EXERCISE DETAILS: It is required that all of the data be written out exactly.

SOURCE EXCERPT:
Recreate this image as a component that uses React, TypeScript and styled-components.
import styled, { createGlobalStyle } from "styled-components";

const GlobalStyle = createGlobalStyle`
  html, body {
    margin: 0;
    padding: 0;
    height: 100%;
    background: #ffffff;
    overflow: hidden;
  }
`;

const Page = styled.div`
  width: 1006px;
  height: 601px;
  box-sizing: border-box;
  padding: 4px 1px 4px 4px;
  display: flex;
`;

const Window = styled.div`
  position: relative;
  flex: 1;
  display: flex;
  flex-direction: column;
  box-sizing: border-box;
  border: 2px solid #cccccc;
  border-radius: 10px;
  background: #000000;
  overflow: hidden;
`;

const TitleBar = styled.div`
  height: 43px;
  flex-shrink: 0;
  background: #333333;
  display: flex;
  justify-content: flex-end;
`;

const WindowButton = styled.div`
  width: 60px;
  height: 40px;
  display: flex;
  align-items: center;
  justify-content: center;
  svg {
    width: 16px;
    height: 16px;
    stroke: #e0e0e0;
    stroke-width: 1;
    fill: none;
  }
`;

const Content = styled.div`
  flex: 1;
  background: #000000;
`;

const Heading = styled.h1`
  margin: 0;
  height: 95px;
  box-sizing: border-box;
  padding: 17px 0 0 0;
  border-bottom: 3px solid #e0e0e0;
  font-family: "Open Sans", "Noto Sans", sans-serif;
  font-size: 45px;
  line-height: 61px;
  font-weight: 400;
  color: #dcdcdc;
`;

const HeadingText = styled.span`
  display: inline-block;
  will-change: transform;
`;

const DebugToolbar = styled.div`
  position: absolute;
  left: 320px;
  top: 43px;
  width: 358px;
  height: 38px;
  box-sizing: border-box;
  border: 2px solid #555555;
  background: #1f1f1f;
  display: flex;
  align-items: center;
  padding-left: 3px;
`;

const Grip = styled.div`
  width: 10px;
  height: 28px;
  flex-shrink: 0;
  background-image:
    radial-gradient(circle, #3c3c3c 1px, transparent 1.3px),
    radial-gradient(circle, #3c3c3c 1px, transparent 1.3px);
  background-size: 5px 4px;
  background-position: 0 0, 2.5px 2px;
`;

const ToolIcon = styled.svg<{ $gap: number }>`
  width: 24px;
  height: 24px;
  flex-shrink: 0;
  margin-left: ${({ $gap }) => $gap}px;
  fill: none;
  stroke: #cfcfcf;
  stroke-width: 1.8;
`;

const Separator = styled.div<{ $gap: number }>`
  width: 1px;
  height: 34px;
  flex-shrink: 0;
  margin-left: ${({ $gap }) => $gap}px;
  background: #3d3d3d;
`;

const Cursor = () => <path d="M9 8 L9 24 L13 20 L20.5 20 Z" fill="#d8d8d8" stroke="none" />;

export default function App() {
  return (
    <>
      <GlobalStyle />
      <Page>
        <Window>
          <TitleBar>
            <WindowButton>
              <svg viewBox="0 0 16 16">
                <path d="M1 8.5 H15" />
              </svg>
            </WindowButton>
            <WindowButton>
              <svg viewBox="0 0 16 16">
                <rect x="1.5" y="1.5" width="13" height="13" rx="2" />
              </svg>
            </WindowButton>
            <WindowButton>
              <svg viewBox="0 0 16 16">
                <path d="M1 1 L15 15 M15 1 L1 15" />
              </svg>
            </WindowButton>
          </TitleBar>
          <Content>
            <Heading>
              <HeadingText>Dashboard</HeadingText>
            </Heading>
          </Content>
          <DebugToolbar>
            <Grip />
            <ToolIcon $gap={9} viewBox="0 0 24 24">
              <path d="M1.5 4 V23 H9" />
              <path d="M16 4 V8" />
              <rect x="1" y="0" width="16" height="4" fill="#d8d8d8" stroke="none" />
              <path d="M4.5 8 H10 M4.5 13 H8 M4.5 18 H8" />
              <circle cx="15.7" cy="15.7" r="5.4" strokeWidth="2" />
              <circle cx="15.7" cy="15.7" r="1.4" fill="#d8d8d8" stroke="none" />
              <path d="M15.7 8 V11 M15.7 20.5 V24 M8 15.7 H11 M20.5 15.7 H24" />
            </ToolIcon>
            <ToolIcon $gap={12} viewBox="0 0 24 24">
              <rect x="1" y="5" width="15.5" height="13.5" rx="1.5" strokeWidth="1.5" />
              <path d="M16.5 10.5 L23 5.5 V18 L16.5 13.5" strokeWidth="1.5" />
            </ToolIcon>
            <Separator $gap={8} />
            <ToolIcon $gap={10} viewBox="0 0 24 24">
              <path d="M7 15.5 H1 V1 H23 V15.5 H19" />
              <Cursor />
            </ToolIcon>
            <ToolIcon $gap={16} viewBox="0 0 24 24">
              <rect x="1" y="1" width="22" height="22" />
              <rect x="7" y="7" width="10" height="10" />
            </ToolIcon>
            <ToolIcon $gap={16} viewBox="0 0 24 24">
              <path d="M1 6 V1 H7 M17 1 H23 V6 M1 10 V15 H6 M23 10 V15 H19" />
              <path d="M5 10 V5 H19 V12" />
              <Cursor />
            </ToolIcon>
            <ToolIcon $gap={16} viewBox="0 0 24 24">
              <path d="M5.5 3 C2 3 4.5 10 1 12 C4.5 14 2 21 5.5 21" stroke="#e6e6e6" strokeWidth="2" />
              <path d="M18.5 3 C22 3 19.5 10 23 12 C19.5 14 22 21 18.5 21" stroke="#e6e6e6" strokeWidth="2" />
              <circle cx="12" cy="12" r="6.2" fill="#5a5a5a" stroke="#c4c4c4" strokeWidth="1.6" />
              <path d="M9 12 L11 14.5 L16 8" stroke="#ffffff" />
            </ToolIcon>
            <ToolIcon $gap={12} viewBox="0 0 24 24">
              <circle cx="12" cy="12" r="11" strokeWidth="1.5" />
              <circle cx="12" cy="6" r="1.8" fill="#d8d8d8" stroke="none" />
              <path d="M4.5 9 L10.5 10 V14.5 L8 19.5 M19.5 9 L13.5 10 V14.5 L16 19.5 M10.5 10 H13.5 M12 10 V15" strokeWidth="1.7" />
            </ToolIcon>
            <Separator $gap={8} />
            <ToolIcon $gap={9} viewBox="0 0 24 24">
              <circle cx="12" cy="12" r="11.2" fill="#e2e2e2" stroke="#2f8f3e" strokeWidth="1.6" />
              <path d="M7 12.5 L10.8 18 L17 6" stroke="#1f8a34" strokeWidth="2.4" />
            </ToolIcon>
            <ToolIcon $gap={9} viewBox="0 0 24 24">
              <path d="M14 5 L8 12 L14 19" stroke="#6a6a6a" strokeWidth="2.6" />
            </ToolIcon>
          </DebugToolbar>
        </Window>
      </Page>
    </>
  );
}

TASK SOLUTION:
Recreate this image as a component that uses React, TypeScript and styled-components.
import styled, { createGlobalStyle } from "styled-components";

const GlobalStyle = createGlobalStyle`
  html, body {
    margin: 0;
    padding: 0;
    height: 100%;
    background: #ffffff;
    overflow: hidden;
  }
`;

const Page = styled.div`
  width: 1006px;
  height: 601px;
  box-sizing: border-box;
  padding: 4px 1px 4px 4px;
  display: flex;
`;

const Window = styled.div`
  position: relative;
  flex: 1;
  display: flex;
  flex-direction: column;
  box-sizing: border-box;
  border: 2px solid #cccccc;
  border-radius: 10px;
  background: #000000;
  overflow: hidden;
`;

const TitleBar = styled.div`
  height: 43px;
  flex-shrink: 0;
  background: #333333;
  display: flex;
  justify-content: flex-end;
`;

const WindowButton = styled.div`
  width: 60px;
  height: 40px;
  display: flex;
  align-items: center;
  justify-content: center;
  svg {
    width: 16px;
    height: 16px;
    stroke: #e0e0e0;
    stroke-width: 1;
    fill: none;
  }
`;

const Content = styled.div`
  flex: 1;
  background: #000000;
`;

const Heading = styled.h1`
  margin: 0;
  height: 95px;
  box-sizing: border-box;
  padding: 17px 0 0 0;
  border-bottom: 3px solid #e0e0e0;
  font-family: "Open Sans", "Noto Sans", sans-serif;
  font-size: 45px;
  line-height: 61px;
  font-weight: 400;
  color: #dcdcdc;
`;

const HeadingText = styled.span`
  display: inline-block;
  will-change: transform;
`;

const DebugToolbar = styled.div`
  position: absolute;
  left: 320px;
  top: 43px;
  width: 358px;
  height: 38px;
  box-sizing: border-box;
  border: 2px solid #555555;
  background: #1f1f1f;
  display: flex;
  align-items: center;
  padding-left: 3px;
`;

const Grip = styled.div`
  width: 10px;
  height: 28px;
  flex-shrink: 0;
  background-image:
    radial-gradient(circle, #3c3c3c 1px, transparent 1.3px),
    radial-gradient(circle, #3c3c3c 1px, transparent 1.3px);
  background-size: 5px 4px;
  background-position: 0 0, 2.5px 2px;
`;

const ToolIcon = styled.svg<{ $gap: number }>`
  width: 24px;
  height: 24px;
  flex-shrink: 0;
  margin-left: ${({ $gap }) => $gap}px;
  fill: none;
  stroke: #cfcfcf;
  stroke-width: 1.8;
`;

const Separator = styled.div<{ $gap: number }>`
  width: 1px;
  height: 34px;
  flex-shrink: 0;
  margin-left: ${({ $gap }) => $gap}px;
  background: #3d3d3d;
`;

const Cursor = () => <path d="M9 8 L9 24 L13 20 L20.5 20 Z" fill="#d8d8d8" stroke="none" />;

export default function App() {
  return (
    <>
      <GlobalStyle />
      <Page>
        <Window>
          <TitleBar>
            <WindowButton>
              <svg viewBox="0 0 16 16">
                <path d="M1 8.5 H15" />
              </svg>
            </WindowButton>
            <WindowButton>
              <svg viewBox="0 0 16 16">
                <rect x="1.5" y="1.5" width="13" height="13" rx="2" />
              </svg>
            </WindowButton>
            <WindowButton>
              <svg viewBox="0 0 16 16">
                <path d="M1 1 L15 15 M15 1 L1 15" />
              </svg>
            </WindowButton>
          </TitleBar>
          <Content>
            <Heading>
              <HeadingText>Dashboard</HeadingText>
            </Heading>
          </Content>
          <DebugToolbar>
            <Grip />
            <ToolIcon $gap={9} viewBox="0 0 24 24">
              <path d="M1.5 4 V23 H9" />
              <path d="M16 4 V8" />
              <rect x="1" y="0" width="16" height="4" fill="#d8d8d8" stroke="none" />
              <path d="M4.5 8 H10 M4.5 13 H8 M4.5 18 H8" />
              <circle cx="15.7" cy="15.7" r="5.4" strokeWidth="2" />
              <circle cx="15.7" cy="15.7" r="1.4" fill="#d8d8d8" stroke="none" />
              <path d="M15.7 8 V11 M15.7 20.5 V24 M8 15.7 H11 M20.5 15.7 H24" />
            </ToolIcon>
            <ToolIcon $gap={12} viewBox="0 0 24 24">
              <rect x="1" y="5" width="15.5" height="13.5" rx="1.5" strokeWidth="1.5" />
              <path d="M16.5 10.5 L23 5.5 V18 L16.5 13.5" strokeWidth="1.5" />
            </ToolIcon>
            <Separator $gap={8} />
            <ToolIcon $gap={10} viewBox="0 0 24 24">
              <path d="M7 15.5 H1 V1 H23 V15.5 H19" />
              <Cursor />
            </ToolIcon>
            <ToolIcon $gap={16} viewBox="0 0 24 24">
              <rect x="1" y="1" width="22" height="22" />
              <rect x="7" y="7" width="10" height="10" />
            </ToolIcon>
            <ToolIcon $gap={16} viewBox="0 0 24 24">
              <path d="M1 6 V1 H7 M17 1 H23 V6 M1 10 V15 H6 M23 10 V15 H19" />
              <path d="M5 10 V5 H19 V12" />
              <Cursor />
            </ToolIcon>
            <ToolIcon $gap={16} viewBox="0 0 24 24">
              <path d="M5.5 3 C2 3 4.5 10 1 12 C4.5 14 2 21 5.5 21" stroke="#e6e6e6" strokeWidth="2" />
              <path d="M18.5 3 C22 3 19.5 10 23 12 C19.5 14 22 21 18.5 21" stroke="#e6e6e6" strokeWidth="2" />
              <circle cx="12" cy="12" r="6.2" fill="#5a5a5a" stroke="#c4c4c4" strokeWidth="1.6" />
              <path d="M9 12 L11 14.5 L16 8" stroke="#ffffff" />
            </ToolIcon>
            <ToolIcon $gap={12} viewBox="0 0 24 24">
              <circle cx="12" cy="12" r="11" strokeWidth="1.5" />
              <circle cx="12" cy="6" r="1.8" fill="#d8d8d8" stroke="none" />
              <path d="M4.5 9 L10.5 10 V14.5 L8 19.5 M19.5 9 L13.5 10 V14.5 L16 19.5 M10.5 10 H13.5 M12 10 V15" strokeWidth="1.7" />
            </ToolIcon>
            <Separator $gap={8} />
            <ToolIcon $gap={9} viewBox="0 0 24 24">
              <circle cx="12" cy="12" r="11.2" fill="#e2e2e2" stroke="#2f8f3e" strokeWidth="1.6" />
              <path d="M7 12.5 L10.8 18 L17 6" stroke="#1f8a34" strokeWidth="2.4" />
            </ToolIcon>
            <ToolIcon $gap={9} viewBox="0 0 24 24">
              <path d="M14 5 L8 12 L14 19" stroke="#6a6a6a" strokeWidth="2.6" />
            </ToolIcon>
          </DebugToolbar>
        </Window>
      </Page>
    </>
  );
}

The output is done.